At home, George Bush has created an American oligarchy where the divide between the rich few and the poor or marginal working class is wider than ever, where social mobility has been strangled, where the wealthy make their fortunes offshore while their working class countrymen work harder for less reward, if they’re lucky, or search for jobs if they’re not.

He has transformed the United States into a fiscally weak state that has accrued massive debts, that runs enormous deficits and that even funds its foreign wars on foreign loans. George Bush has “defunded” the American government, crippling its strength for years, if not decades, to come and mortgaging the future of its working class by borrowing to fund its excesses. George Bush has waged and perhaps even won America’s first class war.

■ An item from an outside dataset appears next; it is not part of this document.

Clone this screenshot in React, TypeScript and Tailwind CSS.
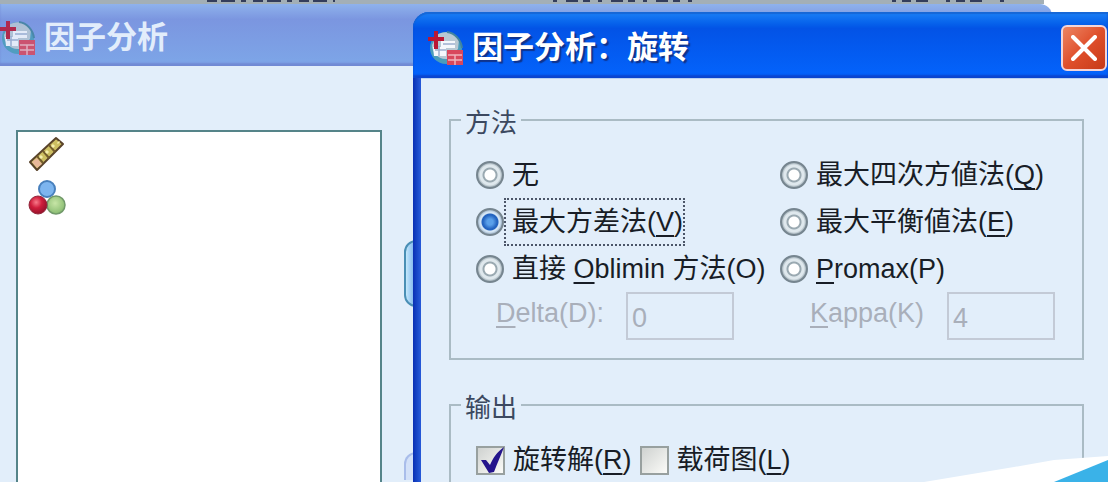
import { useState, type ReactNode } from 'react';
import { clsx } from 'clsx';

interface RadioProps {
  value: string;
  current: string;
  onChange: (value: string) => void;
  children: ReactNode;
}

export default function App() {
  const [method, setMethod] = useState('varimax');

  return (
    <div className="relative flex min-h-screen flex-col overflow-hidden bg-white font-['Liberation_Sans','Noto_Sans_CJK_SC',sans-serif] text-[27px] leading-8 text-[#181d26]">
      <MenuEdge />
      <section className="mr-14 flex flex-1 flex-col">
        <header className="flex h-[62px] shrink-0 items-center gap-2 rounded-tr-xl bg-linear-to-b from-[#8fb2ec] via-[#7b96e0] via-25% to-[#7da6e8] pt-1.5 text-[#e2edfb] shadow-[inset_0_-3px_2px_#7189d4]">
          <AppIcon faded />
          <h1 className="text-[31px] font-bold">因子分析</h1>
        </header>
        <div className="flex flex-1 gap-[22px] bg-[#e2eefa] pt-16 pl-4">
          <ul className="flex w-[366px] flex-col gap-1 border-2 border-b-0 border-[#558489] bg-white pt-1 pl-2.5">
            <li>
              <RulerIcon />
            </li>
            <li>
              <NominalIcon />
            </li>
          </ul>
          <div className="flex flex-col gap-[145px] pt-[110px]">
            <button
              aria-label="Move to variables"
              className="h-[67px] w-14 rounded-xl border-2 border-[#4a8fb5] bg-linear-to-r from-[#c4e8fb] to-[#3f86dc] to-30%"
            />
            <button
              aria-label="Move to selection"
              className="h-7 w-14 rounded-t-xl border-2 border-b-0 border-[#a9bdea] bg-[#d3e1f8]"
            />
          </div>
        </div>
      </section>

      <section
        role="dialog"
        aria-labelledby="dialog-title"
        className="absolute top-3 right-0 bottom-0 left-[413px] flex flex-col rounded-tl-2xl bg-linear-to-r from-[#0a2fb4] to-[#2457d6] to-1%"
      >
        <header className="flex h-[66px] shrink-0 items-center rounded-tl-2xl bg-linear-to-b from-[#1c80f6] via-[#0353e6] via-25% to-[#0464fd] pt-1.5 pr-px pl-[15px] shadow-[inset_0_2px_1px_#1667d6,inset_0_-3px_2px_#0b45cf]">
          <AppIcon />
          <h2
            id="dialog-title"
            className="ml-2 flex-1 text-[31px] font-bold text-white [text-shadow:2px_2px_1px_#10338c]"
          >
            因子分析：旋转
          </h2>
          <button
            aria-label="Close"
            className="flex size-[46px] items-center justify-center rounded-md border-2 border-[#f3d5d8] bg-linear-to-br from-[#ec8462] via-[#df4f2b] to-[#c73a18]"
          >
            <svg viewBox="0 0 26 26" className="size-[26px]" fill="none" stroke="#fff" strokeWidth="4">
              <path d="M2 2L24 24M24 2L2 24" strokeLinecap="round" />
            </svg>
          </button>
        </header>

        <div className="ml-2 flex flex-1 flex-col gap-7 border-t border-[#b9d2f2] bg-[#e2eefa] pt-6 pr-6 pl-7">
          <Group title="方法">
            <div className="grid grid-cols-[304px_1fr] pt-3.5 pb-[18px]">
              <Radio value="none" current={method} onChange={setMethod}>
                无
              </Radio>
              <Radio value="quartimax" current={method} onChange={setMethod}>
                最大四次方値法(<Key>Q</Key>)
              </Radio>
              <Radio value="varimax" current={method} onChange={setMethod}>
                最大方差法(<Key>V</Key>)
              </Radio>
              <Radio value="equamax" current={method} onChange={setMethod}>
                最大平衡値法(<Key>E</Key>)
              </Radio>
              <Radio value="oblimin" current={method} onChange={setMethod}>
                直接 <Key>O</Key>blimin 方法(O)
              </Radio>
              <Radio value="promax" current={method} onChange={setMethod}>
                <Key>P</Key>romax(P)
              </Radio>
              <Param id="delta" value="0" className="pl-5" labelClass="w-[130px]">
                <Key>D</Key>elta(D):
              </Param>
              <Param id="kappa" value="4" className="pl-[30px]" labelClass="w-[137px]">
                <Key>K</Key>appa(K)
              </Param>
            </div>
          </Group>

          <Group title="输出">
            <div className="flex gap-2 pt-[22px] pb-6">
              <Check defaultChecked>
                旋转解(<Key>R</Key>)
              </Check>
              <Check>
                载荷图(<Key>L</Key>)
              </Check>
            </div>
          </Group>
        </div>
      </section>

      <svg
        viewBox="0 0 184 26"
        className="pointer-events-none absolute right-0 bottom-0 h-[26px] w-[184px]"
        aria-hidden="true"
      >
        <path d="M0 26L30 21L90 11L130 4L184 0V26Z" fill="#fff" />
        <path d="M130 26L184 4V26Z" fill="#3ab2e8" />
      </svg>
    </div>
  );
}

function Key({ children }: { children: ReactNode }) {
  return (
    <span className="underline decoration-2 underline-offset-4 [text-decoration-skip-ink:none]">
      {children}
    </span>
  );
}

function Group({ title, children }: { title: string; children: ReactNode }) {
  return (
    <fieldset className="min-w-0 border-2 border-[#aabbc4] px-2.5">
      <legend className="px-1 pt-1.5 text-[26px] leading-7 text-[#3c4960]">{title}</legend>
      <div className="pl-[15px]">{children}</div>
    </fieldset>
  );
}

function Radio({ value, current, onChange, children }: RadioProps) {
  const checked = value === current;
  return (
    <label className="flex h-[47px] items-center whitespace-nowrap">
      <input
        type="radio"
        name="method"
        value={value}
        checked={checked}
        onChange={() => onChange(value)}
        className="size-7 shrink-0 appearance-none rounded-full border-2 border-[#76858f] bg-[radial-gradient(circle,#fff_0_5px,#9aa9b1_6px_7px,#dfe8ed_8px_10px,#a3b1b9_12px)] checked:bg-[radial-gradient(circle,#5aa0ea_0_3px,#2464c0_7px_8px,#d5e6f5_9px_10px,#9fb3c6_12px)]"
      />
      <span
        className={clsx(
          'border-2 border-dotted py-1.5 pl-1.5',
          checked ? 'border-[#4b5568]' : 'border-transparent',
        )}
      >
        {children}
      </span>
    </label>
  );
}

function Param({
  id,
  value,
  className,
  labelClass,
  children,
}: {
  id: string;
  value: string;
  className: string;
  labelClass: string;
  children: ReactNode;
}) {
  return (
    <div className={clsx('flex items-center text-[#a9afba]', className)}>
      <label htmlFor={id} className={clsx('pb-1.5', labelClass)}>
        {children}
      </label>
      <input
        id={id}
        disabled
        defaultValue={value}
        className="h-12 w-[108px] border-2 border-[#c3cad6] bg-transparent px-1 pt-1"
      />
    </div>
  );
}

function Check({ defaultChecked, children }: { defaultChecked?: boolean; children: ReactNode }) {
  return (
    <label className="relative flex items-center gap-2 whitespace-nowrap">
      <input
        type="checkbox"
        defaultChecked={defaultChecked}
        className="peer size-[29px] shrink-0 appearance-none border-2 border-[#98a09f] bg-linear-to-br from-[#cfd2d0] to-[#fbfbf8]"
      />
      <svg
        viewBox="0 0 29 29"
        className="pointer-events-none absolute left-0 hidden size-[29px] peer-checked:block"
      >
        <path d="M5 14L10 14L14 19C17 12 21 6 28 1C25 9 21 18 18 26L13 27Z" fill="#24148c" />
      </svg>
      <span>{children}</span>
    </label>
  );
}

// Bottom edge of the window behind, only the feet of its labels stay visible
function MenuEdge() {
  return (
    <div className="mr-16 h-1 shrink-0 bg-[#a3afb6]">
      <svg viewBox="0 0 1044 4" className="h-1 w-[1044px]" stroke="#333d5c" strokeWidth="2">
        <path d="M207 1H335" strokeDasharray="10 4 14 6 5 7" />
        <path d="M553 1H697" strokeDasharray="4 9 12 5 7 8" />
        <path d="M892 1H1006" strokeDasharray="4 6 9 5 12 18" />
      </svg>
    </div>
  );
}

function AppIcon({ faded }: { faded?: boolean }) {
  return (
    <svg viewBox="0 0 36 38" className={clsx('h-[38px] w-9 shrink-0', faded && 'opacity-85')}>
      <circle cx="18" cy="19" r="16" fill="#4a9dba" />
      <path d="M9 6C16 1 27 3 31 11L30 20L19 30C10 31 4 23 4 16Z" fill="#b8c8d3" />
      <path d="M19 3C27 4 33 11 34 19" stroke="#42849f" strokeWidth="2" fill="none" />
      <path d="M5 18H13V12H27V19H18V27H6Z" fill="#f5f8fc" />
      <path d="M7 21H18M11 17V27M15 15H27" stroke="#9cafce" strokeWidth="1.5" />
      <path d="M8 2V20M0 10H16" stroke="#ba1734" strokeWidth="4" />
      <path d="M19 21H35V36H19Z" fill="#d9475c" />
      <path d="M20 26H34M20 31H34M27 26V36" stroke="#efb2bb" strokeWidth="1.5" />
    </svg>
  );
}

function RulerIcon() {
  return (
    <svg viewBox="0 0 38 38" className="size-[38px]">
      <path d="M2 26L28 2L35 8L9 34Z" fill="#cdbf62" stroke="#59432a" strokeWidth="2" strokeLinejoin="round" />
      <path d="M4 26L9 22L14 28L9 32Z" fill="#e8b89a" />
      <path d="M9 20L15 27M15 15L21 22M21 9L27 16" stroke="#735c2c" strokeWidth="2" />
      <path d="M12 22L14 20M18 17L20 15M24 11L26 9M30 6L31 7" stroke="#f5efad" strokeWidth="3" />
    </svg>
  );
}

function NominalIcon() {
  return (
    <svg viewBox="0 0 40 38" className="h-[38px] w-10">
      <defs>
        <radialGradient id="red" cx="0.4" cy="0.35" r="0.7">
          <stop offset="0" stopColor="#f87a8a" />
          <stop offset="0.45" stopColor="#cf1e3c" />
          <stop offset="1" stopColor="#8e1028" />
        </radialGradient>
        <radialGradient id="green" cx="0.45" cy="0.4" r="0.7">
          <stop offset="0" stopColor="#c7e5a6" />
          <stop offset="1" stopColor="#7fb568" />
        </radialGradient>
      </defs>
      <circle cx="19" cy="11" r="8" fill="#7db5ef" stroke="#4880bd" strokeWidth="2" />
      <circle cx="28" cy="27" r="9" fill="url(#green)" stroke="#71996a" strokeWidth="1.5" />
      <circle cx="10" cy="27" r="9" fill="url(#red)" stroke="#92283c" strokeWidth="1" />
    </svg>
  );
}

Should she become president, Hillary Clinton will face a towering wall of challenges that Bill never had to confront. Lucky as his administration was, the next one will be just the opposite. The Frat Boy who now occupies the White House is like the deadbeat tenant who can’t make the rent and steals away into the night leaving behind a filthy and damaged apartment and a landlord with no money.

The next president is going to have to make some tough and potentially unpopular decisions. He or she will have to call upon the American people to make the sacrifices that George Bush was too gutless to ask of them in order to fund his war of whim. The next president is going to have to behave like a grown up – and that, too, will come as a shock to the American people. If it is Hillary, her government will bear no resemblance to Bill’s and there are bound to be people who will be angry about that.

As president, Hillary Clinton will have to redefine Bill or exile him to pursue “good works” far from Washington. The problem isn’t her and it really isn’t him either. It’s the American people and the expectations that having Bill there might heap onto Hillary’s shoulders. Such a presidency may be the one to draw a clear line between president and presidential spouse, a line that was increasingly blurred by the likes of Nancy Reagan and – why Hillary herself.